__Your instructions__
Go through the entries below and copy each line containing the word "Tailwind".

__Provided data__
■ ■ ■ ■ ■
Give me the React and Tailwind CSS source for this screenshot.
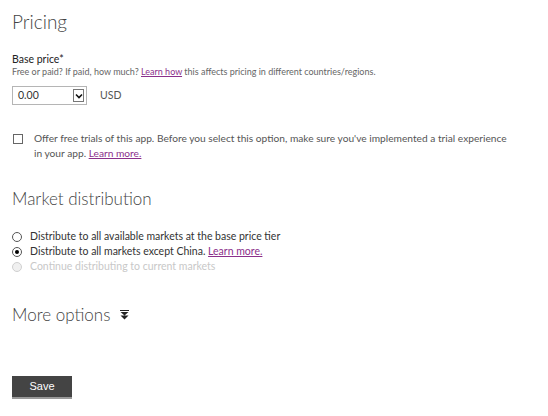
■ ■ ■ ■ ■
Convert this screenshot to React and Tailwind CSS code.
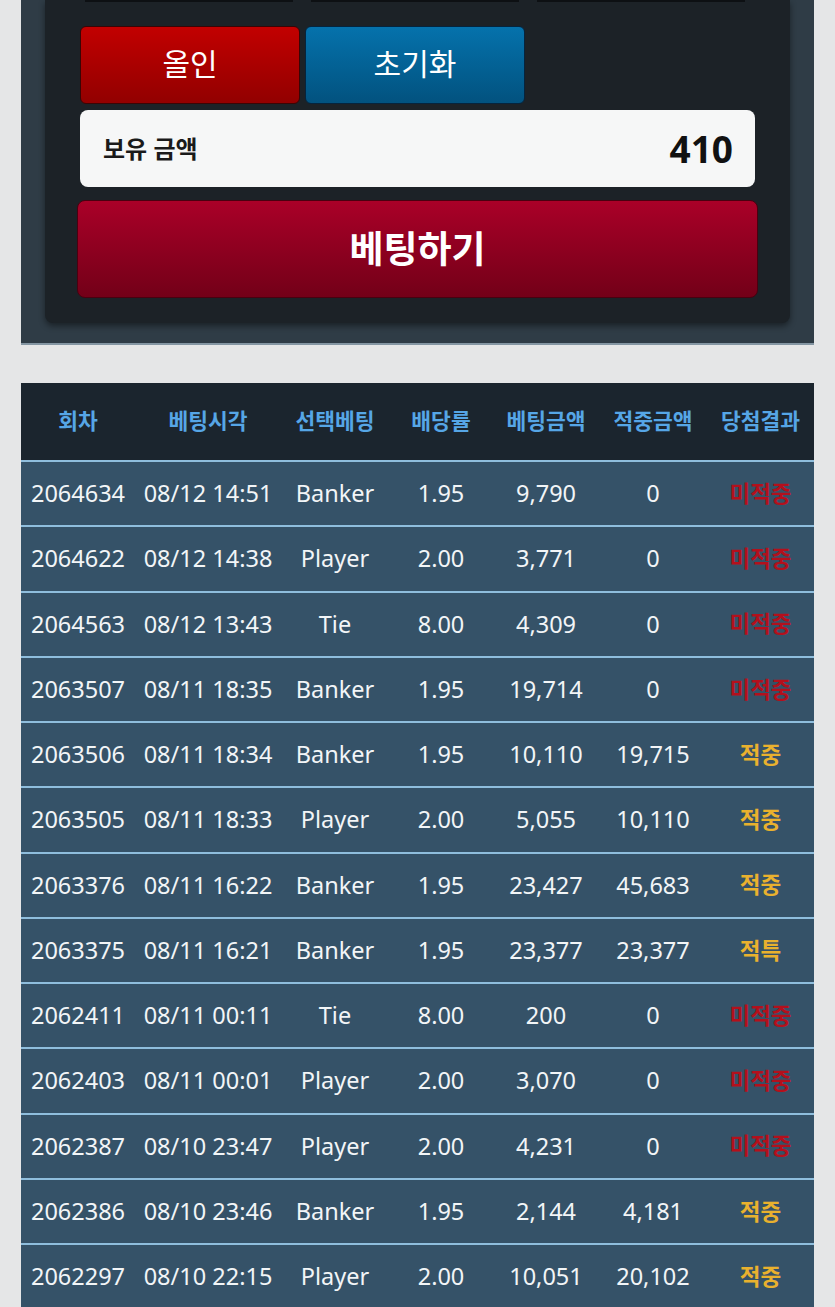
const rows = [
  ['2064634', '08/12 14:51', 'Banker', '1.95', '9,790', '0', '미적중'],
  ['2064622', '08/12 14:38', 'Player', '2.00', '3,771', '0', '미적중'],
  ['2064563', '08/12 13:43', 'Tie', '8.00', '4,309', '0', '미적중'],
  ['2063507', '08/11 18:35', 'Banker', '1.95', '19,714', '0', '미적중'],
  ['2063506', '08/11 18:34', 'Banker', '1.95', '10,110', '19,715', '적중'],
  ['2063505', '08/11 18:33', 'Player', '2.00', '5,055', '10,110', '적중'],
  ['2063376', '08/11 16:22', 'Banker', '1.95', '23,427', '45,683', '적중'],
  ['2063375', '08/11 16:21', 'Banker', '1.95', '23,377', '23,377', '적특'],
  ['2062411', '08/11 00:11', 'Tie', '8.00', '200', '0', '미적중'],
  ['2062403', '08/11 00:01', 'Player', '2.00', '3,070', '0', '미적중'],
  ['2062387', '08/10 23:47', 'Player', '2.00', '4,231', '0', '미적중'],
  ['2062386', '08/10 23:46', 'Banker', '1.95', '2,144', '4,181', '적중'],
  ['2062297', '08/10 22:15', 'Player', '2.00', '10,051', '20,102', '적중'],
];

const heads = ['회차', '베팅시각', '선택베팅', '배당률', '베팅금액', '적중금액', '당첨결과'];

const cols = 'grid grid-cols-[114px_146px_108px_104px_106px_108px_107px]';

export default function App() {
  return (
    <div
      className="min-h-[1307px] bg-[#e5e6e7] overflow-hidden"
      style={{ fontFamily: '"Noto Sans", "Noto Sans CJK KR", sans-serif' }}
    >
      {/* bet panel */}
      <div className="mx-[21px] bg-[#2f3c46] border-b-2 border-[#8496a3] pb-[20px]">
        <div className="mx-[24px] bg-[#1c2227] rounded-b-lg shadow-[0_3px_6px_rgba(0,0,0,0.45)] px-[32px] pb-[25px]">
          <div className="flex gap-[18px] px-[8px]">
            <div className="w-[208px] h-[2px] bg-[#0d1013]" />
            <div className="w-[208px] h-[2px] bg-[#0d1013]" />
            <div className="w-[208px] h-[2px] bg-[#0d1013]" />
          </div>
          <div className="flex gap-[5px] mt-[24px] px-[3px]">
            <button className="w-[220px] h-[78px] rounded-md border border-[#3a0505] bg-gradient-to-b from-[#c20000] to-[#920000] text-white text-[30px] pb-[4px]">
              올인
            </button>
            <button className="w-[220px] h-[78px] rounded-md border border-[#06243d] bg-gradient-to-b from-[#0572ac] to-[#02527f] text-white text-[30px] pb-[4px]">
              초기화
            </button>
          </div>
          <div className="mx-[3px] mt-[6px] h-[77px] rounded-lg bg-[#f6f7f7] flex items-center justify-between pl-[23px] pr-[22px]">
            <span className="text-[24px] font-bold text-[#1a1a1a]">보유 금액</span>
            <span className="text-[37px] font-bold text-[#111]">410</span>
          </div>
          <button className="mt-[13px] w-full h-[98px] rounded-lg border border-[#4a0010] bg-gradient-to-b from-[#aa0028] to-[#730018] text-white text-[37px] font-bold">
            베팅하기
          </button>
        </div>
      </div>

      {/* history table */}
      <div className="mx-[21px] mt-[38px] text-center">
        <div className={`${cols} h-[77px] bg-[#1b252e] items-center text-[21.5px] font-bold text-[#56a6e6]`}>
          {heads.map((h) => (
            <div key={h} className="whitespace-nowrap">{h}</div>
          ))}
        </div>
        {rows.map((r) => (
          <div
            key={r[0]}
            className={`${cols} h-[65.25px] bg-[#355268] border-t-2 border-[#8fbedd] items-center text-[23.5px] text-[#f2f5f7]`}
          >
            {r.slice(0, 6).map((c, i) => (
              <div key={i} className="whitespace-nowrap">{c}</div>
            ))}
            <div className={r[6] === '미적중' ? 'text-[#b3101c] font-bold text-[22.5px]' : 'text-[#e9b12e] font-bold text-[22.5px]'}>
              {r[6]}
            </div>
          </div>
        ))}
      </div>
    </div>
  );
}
■ ■ ■ ■ ■
__Response to the task__
Give me the React and Tailwind CSS source for this screenshot.
Convert this screenshot to React and Tailwind CSS code.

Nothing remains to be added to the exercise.